Ignatova later underwent a Master's degree at Oxford University, where she studied European law, before returning to Bulgaria and dividing her time between the country's capital, Sofia, and Germany.

Despite forging a successful career in finance, by 2014, Ignatova had become intrigued by the sudden surge in interest in cryptocurrency.
That year, she launched her own cryptocurrency, OneCoin, after reportedly being inspired by the popularity of Bitcoin.
Speaking to potential investors, Ignatova claimed her business was simple, yet safe, insisting that they only needed to send money to a nondescript bank account to become a part of the programme.
Within a year, the scam skyrocketed in popularity, with wealthy investors pouring billions in from across Europe, as well as from the US, Australia, Asia, and the Middle East, as a result of her false claims that the coin's value was increasing.

According to reports from the BBC, by October 2017, Ignatova had caught wind that police were looking into her scheme, and instead of flying to Lisbon - where she was scheduled to appear at an investors conference - she flew to Athens.
And after stepping out of the airport, she disappeared into thin air. Two years later, her brother, Konstantin Ignatov, pled guilty to fraud and money laundering, having assisted his sister in her con.
Along with the issuance of an Interpol Red Notice, police in Germany launched investigations into her whereabouts, placing her on the country's 'most wanted' list for fraud charges.
Meanwhile, in 2024, a UK court ordered a global asset freeze on Ignatova's assets, preventing them from being moved or sold (via the BBC).
In America, she was added to the FBI's Ten Most Wanted Fugitives list, with a $5,000,000 reward offered for information on her whereabouts last year.
Bulgaria's Bureau of Investigative Reporting and Data (BIRD) had previously alleged that Krasmir Kamenov - a Bulgarian organised crime boss - had attempted to fund a US investigation into Ignatova's disappearance, but he had been killed before being able to assist the authorities.
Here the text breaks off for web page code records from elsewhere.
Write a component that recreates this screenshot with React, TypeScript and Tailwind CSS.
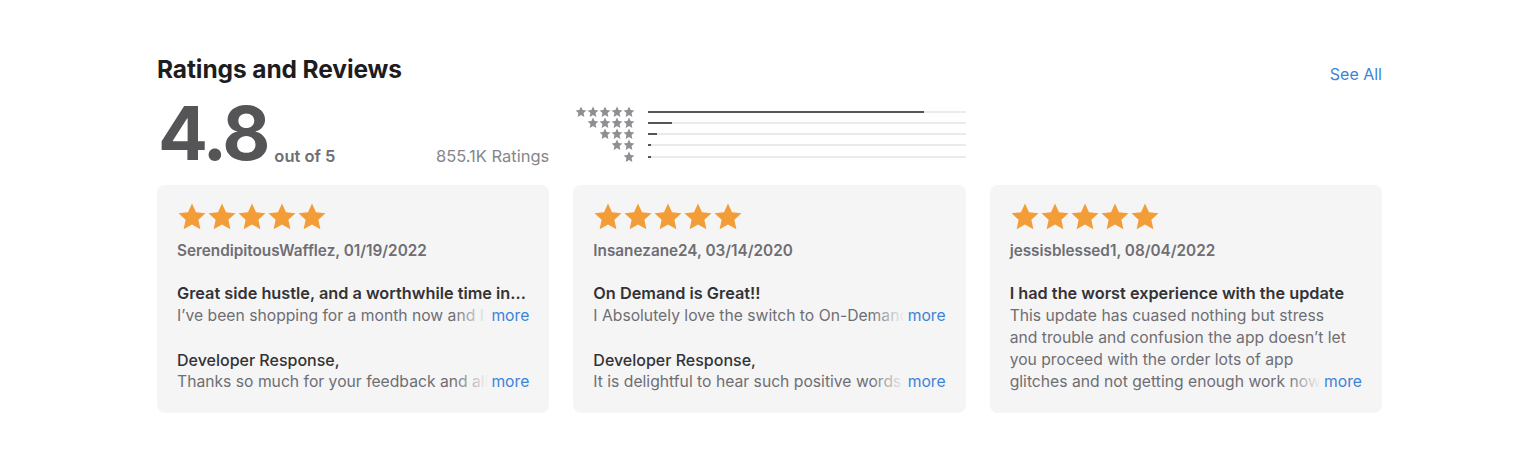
const STAR = "12,1.2 15.2,8.2 22.8,9 17.1,14.2 18.7,21.8 12,17.9 5.3,21.8 6.9,14.2 1.2,9 8.8,8.2";

function Star({ className }: { className: string }) {
  return (
    <svg viewBox="0 0 24 24" className={className}>
      <polygon points={STAR} fill="currentColor" />
    </svg>
  );
}

const histogram = [
  { stars: 5, pct: 87 },
  { stars: 4, pct: 7.5 },
  { stars: 3, pct: 2.6 },
  { stars: 2, pct: 0.8 },
  { stars: 1, pct: 0.8 },
];

// truncated line that fades out just before the "more" link
function FadeLine({ text }: { text: string }) {
  return (
    <div className="flex items-center">
      <div className="relative min-w-0 flex-1 overflow-hidden whitespace-nowrap">
        {text}
        <div className="absolute inset-y-0 right-0 w-[34px] bg-gradient-to-r from-[#f5f5f6]/0 to-[#f5f5f6]" />
      </div>
      <span className="shrink-0 pl-[3px] text-[#3d83d6]">more</span>
    </div>
  );
}

type Review = {
  author: string;
  title: string;
  body: string[];
  response?: string;
};

const reviews: Review[] = [
  {
    author: "SerendipitousWafflez, 01/19/2022",
    title: "Great side hustle, and a worthwhile time in...",
    body: ["I’ve been shopping for a month now and  I really enjoy it"],
    response: "Thanks so much for your feedback and all the kind words",
  },
  {
    author: "Insanezane24, 03/14/2020",
    title: "On Demand is Great!!",
    body: ["I Absolutely love the switch to On-Demand shopping"],
    response: "It is delightful to hear such positive words from you",
  },
  {
    author: "jessisblessed1, 08/04/2022",
    title: "I had the worst experience with the update",
    body: [
      "This update has cuased nothing but stress",
      "and trouble and confusion the app doesn’t let",
      "you proceed with the order lots of app",
      "glitches and not getting enough work now",
    ],
  },
];

function ReviewCard({ r }: { r: Review }) {
  const last = r.body.length - 1;
  return (
    <div className="h-[228px] rounded-[8px] bg-[#f5f5f6] px-5 pt-[17px] text-[15.7px] leading-[22.3px]">
      <div className="flex">
        {[0, 1, 2, 3, 4].map((i) => (
          <Star key={i} className="h-[30px] w-[30px] text-[#f29d38]" />
        ))}
      </div>
      <div className="mt-[8px] text-[15.3px] font-semibold text-[#6e6e73]">{r.author}</div>
      <div className="mt-[20px] text-[16.3px] font-semibold text-[#333336]">{r.title}</div>
      <div className="text-[#6e6e73]">
        {r.body.map((line, i) =>
          i === last ? <FadeLine key={i} text={line} /> : <div key={i}>{line}</div>
        )}
      </div>
      {r.response && (
        <>
          <div className="mt-[22px] text-[16px] font-medium text-[#333336]">Developer Response,</div>
          <div className="text-[#6e6e73]">
            <FadeLine text={r.response} />
          </div>
        </>
      )}
    </div>
  );
}

export default function App() {
  return (
    <div className="h-[458px] w-full bg-white font-['Inter',sans-serif] antialiased">
      <div className="ml-[157px] w-[1225px] pt-[54px]">
        <div className="flex items-end justify-between">
          <h2 className="text-[24.5px] font-bold leading-[30px] tracking-[-0.1px] text-[#1d1d1f]">
            Ratings and Reviews
          </h2>
          <a className="mb-[-2px] text-[16px] text-[#3d83d6]">See All</a>
        </div>

        <div className="mt-[15px] grid grid-cols-3 gap-6">
          <div className="flex items-end justify-between">
            <div className="flex items-end">
              <span className="ml-[1px] text-[74px] font-bold leading-[68px] tracking-[-3px] text-[#555558]">
                4.8
              </span>
              <span className="mb-[-2px] ml-[7px] text-[16.5px] font-semibold text-[#6e6e73]">out of 5</span>
            </div>
            <span className="mb-[-2px] text-[16.5px] text-[#86868b]">855.1K Ratings</span>
          </div>

          <div className="flex flex-col pt-[7px]">
            {histogram.map((h) => (
              <div key={h.stars} className="flex h-[11.25px] items-center">
                <div className="flex w-[62px] justify-end">
                  {Array.from({ length: h.stars }).map((_, i) => (
                    <Star key={i} className="h-[12px] w-[12px] text-[#8e8e93]" />
                  ))}
                </div>
                <div className="ml-[13px] h-[2px] flex-1 bg-[#ebebed]">
                  <div className="h-full min-w-[3px] bg-[#555558]" style={{ width: `${h.pct}%` }} />
                </div>
              </div>
            ))}
          </div>
          <div />
        </div>

        <div className="mt-[18px] grid grid-cols-3 gap-6">
          {reviews.map((r) => (
            <ReviewCard key={r.author} r={r} />
          ))}
        </div>
      </div>
    </div>
  );
}
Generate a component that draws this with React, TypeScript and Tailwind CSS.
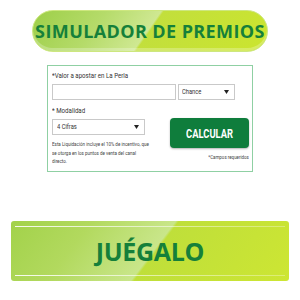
const Caret = () => (
  <svg width="5" height="4" viewBox="0 0 5 4" className="shrink-0">
    <path d="M0 0 L5 0 L2.5 4 Z" fill="#222" />
  </svg>
);

const Narrow = ({ children, className = "" }: { children: React.ReactNode; className?: string }) => (
  <span className={`inline-block whitespace-nowrap origin-left scale-x-[0.77] ${className}`}>{children}</span>
);

export default function App() {
  return (
    <div className="w-[300px] h-[300px] bg-white flex flex-col items-center overflow-hidden font-['Roboto',sans-serif]">
      {/* top banner */}
      <div className="mt-[10px] w-[236px] h-[42px] rounded-full border border-[#cde77f] bg-[linear-gradient(125deg,#9dcf48_0%,#b5db6a_28%,#cfe892_49%,#c2df3c_50%,#cbe52f_100%)] shadow-[inset_0_-3px_0_rgba(255,255,255,0.25)] flex items-center justify-center">
        <span className="font-['Open_Sans',sans-serif] font-bold text-[18px] tracking-[0.4px] text-[#15803a] leading-none">
          SIMULADOR DE PREMIOS
        </span>
      </div>

      {/* form */}
      <div className="mt-[13px] w-[206px] h-[107px] border border-[#8fd0a3] pl-[4px] pr-[3px] pt-[5px] text-[#333]">
        <div className="h-[10px] text-[8px] leading-[10px]">
          <Narrow>*Valor a apostar en La Perla</Narrow>
        </div>
        <div className="mt-[3px] flex gap-[2px]">
          <div className="w-[124px] h-[16px] border border-[#c9c9c9] bg-white" />
          <div className="w-[57px] h-[16px] border border-[#c9c9c9] bg-white flex items-center justify-between pl-[3px] pr-[5px]">
            <span className="text-[7.5px] leading-none"><Narrow>Chance</Narrow></span>
            <Caret />
          </div>
        </div>
        <div className="flex">
          <div className="w-[93px]">
            <div className="mt-[6px] h-[10px] text-[8px] leading-[10px]">
              <Narrow>* Modalidad</Narrow>
            </div>
            <div className="mt-[3px] w-[93px] h-[16px] border border-[#c9c9c9] bg-white flex items-center justify-between pl-[4px] pr-[5px]">
              <span className="text-[7.5px] leading-none"><Narrow>4 Cifras</Narrow></span>
              <Caret />
            </div>
            <p className="mt-[5px] w-[140px] whitespace-nowrap origin-left scale-x-[0.75] text-[6px] leading-[8.5px] text-[#444]">
              Esta Liquidación incluye el 10% de incentivo, que
              <br />
              se otorga en los puntos de venta del canal
              <br />
              directo.
            </p>
          </div>
          <div className="ml-auto w-[79px] pt-[18px] flex flex-col items-end">
            <div className="w-[79px] h-[30px] rounded-[4px] bg-[#0f7d3c] shadow-[0_1px_2px_rgba(0,0,0,0.3)] flex items-center justify-center">
              <span className="inline-block origin-center scale-x-[0.72] text-white font-bold text-[13px] leading-none">CALCULAR</span>
            </div>
            <span className="mt-[5px] inline-block whitespace-nowrap origin-right scale-x-[0.74] text-[6px] leading-[7px] text-[#444]">
              *Campos requeridos
            </span>
          </div>
        </div>
      </div>

      {/* bottom banner */}
      <div className="relative mt-[49px] w-[278px] h-[60px] rounded-[3px] bg-[linear-gradient(127deg,#a2d24a_0%,#b2d95e_25%,#c9e68a_51%,#bfdf3a_52%,#cde633_100%)] flex items-center justify-center">
        <div className="absolute left-[4px] right-[4px] top-[5px] h-[1px] bg-[linear-gradient(90deg,rgba(255,255,255,0.9),rgba(255,255,255,0.5)_60%,rgba(255,255,255,0.3))]" />
        <div className="absolute left-[4px] right-[4px] bottom-[5px] h-[1px] bg-[linear-gradient(90deg,rgba(255,255,255,0.9),rgba(255,255,255,0.5)_60%,rgba(255,255,255,0.3))]" />
        <span className="relative font-['Open_Sans',sans-serif] font-bold text-[25px] tracking-[-0.3px] leading-none text-[#15803a]">
          JUÉGALO
        </span>
      </div>
    </div>
  );
}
In 2022, FBI Special Agent Paul Roberts said that America's authorities were 'operating under the assumption' that Ignatova 'is still alive'.
Despite this, a report from BIRD alleged that a police informant had told Bulgarian officers that the brother-in-law of an infamous drug lord known as 'Taki' Hristoforos Amanatidis had drunkenly claimed she'd been murdered on the latter's orders.
The man ordered by 'Taki' to kill her, Hristo Hristov, has been serving a sentence in a Dutch prison for drug trafficking for several years.
The report claimed that Hristov had murdered Ignatova on a yacht in the middle of the Ionian Sea, before dismembering her body and throwing the pieces out to sea.
The motive behind the alleged killing? To cover up 'Taki's' role in the cryptocurrency plot.
While this claim is currently unverifiable, former US Internal Revenue Service employee Richard Reinhardt told the BBC last year that he agreed with this theory, believing Ignatova had hired him to protect her, but that the deal had become dodgy.
"We were told, allegedly, a big-time drug guy was in charge of her physical security," he told the British broadcaster last year. "Taki came up more than once; it wasn’t like it was a one-off. That was a recurring theme."
These claims also coincided with information that US government lawyers had received, which described Ignatova's 'personal security guard' as a major organised crime figure, but didn't name him.
Leaked Europol documents also alleged that the two had established a relationship before her 2017 disappearance.

Ivan Hristanov, a former Bulgarian deputy minister, also told the broadcaster: "When we talk about Taki, he’s the head of the mafia in Bulgaria. He's extremely powerful. Taki is the ghost. You'll never see him. You only hear about him.
"He's talking to you through other people. If you don't listen, you just disappear from earth. The only person who can protect her [Ignatova] from all those investigations, including from foreign agencies - it was Taki."
In May 2023, Krasmir Kamenov was assassinated in his Cape Town home, along with his wife and two of his colleagues, with Hristanov believing he'd been written off by 'Taki's' associates over information about his assistance of Ignatova.
"Certain people had to be removed because they knew too much about Taki," he explained. "It was kind of a public execution that looked more like a statement. Be careful who you deal with."
Despite these claims, 'Taki' - who is believed to live in Dubai - has yet to face an arrest over the claims of Ignatova's alleged murder, as her body was never discovered, and police don't believe they have enough evidence to charge him.
The prosecutor's office in Sofia, Bulgaria, also told the BBC that it 'does not cover up crimes and persons who have possibly committed crimes'.
To this day, she remains a hunted woman.